Vice President Joe Biden casts the go-ahead decision as far from the obvious choice. He relates the tense atmosphere in the White House's Situation Room as Obama asks his top advisers what he should do.
"And they say 'well, 49 percent chance he's there, 51. It's a close call, Mister President,'" says Biden. "If he was wrong, his presidency was done.
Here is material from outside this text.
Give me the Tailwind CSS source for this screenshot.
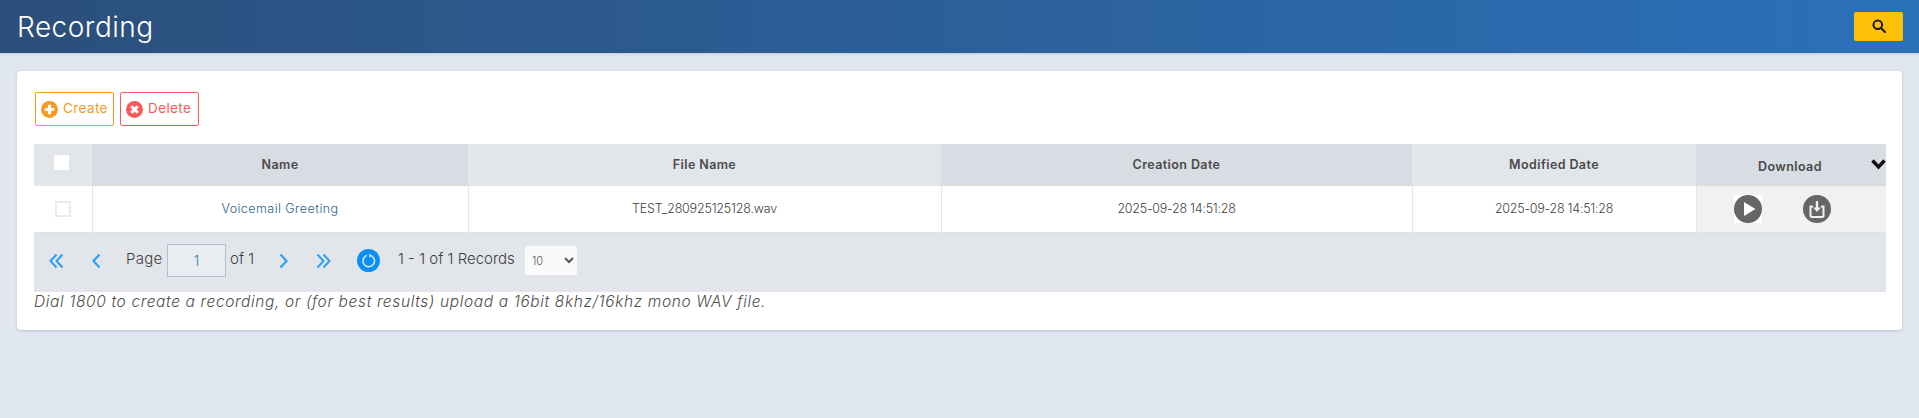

Over."
"It was the ultimate test of leadership," says Hanks, who calls the raid "a victory for our nation."
The video also highlights Obama's kept promise to pull U.S. forces out of Iraq, showing him meeting with General David Petraeus in the Oval Office, before cutting to soldiers on patrol, and then the president telling returning troops, "Welcome home."
With the fragile U.S. economy—and stubbornly high unemployment still over 8 percent—weighing heavily on Obama's re-election efforts, the film casts the situation he inherited as a "horror movie" scenario that shocked the new president and his top aides at a meeting shortly after the 2008 election.
"All I was thinking at that moment was 'could we get a recount?'" quips senior campaign strategist David Axelrod.
The film revives the famous "bikini graph" that the president's supporters use to illustrate the turnaround in job creation since Obama took office.
At 13 minutes in, the film turns into something of a laundry list: It describes the benefits of Obama's health care law in some detail; highlights his commitment to improved fuel efficiency and renewable energy; cites achievements in education standards, student loan reform, and the Dodd-Frank rewrite of Wall Street rules; and trumpets his recess appointment of Richard Cordray—over stiff Republican objections—to head the consumer protection bureau created by the health care law.
It shows Obama meeting with the Dalai Lama, celebrating the repeal of "Don't Ask, Don't Tell," and signing the Lilly Ledbetter Fair Pay Act aimed at erasing some gender-based disparities in pay. It lingers over the swearing-in ceremonies for Supreme Court Justices Sonia Sotomayor and Elena Kagan.
And it notes that the U.S. auto industry has recovered.
The final words are from Hanks, who urges voters to "look forward to the work still to be done."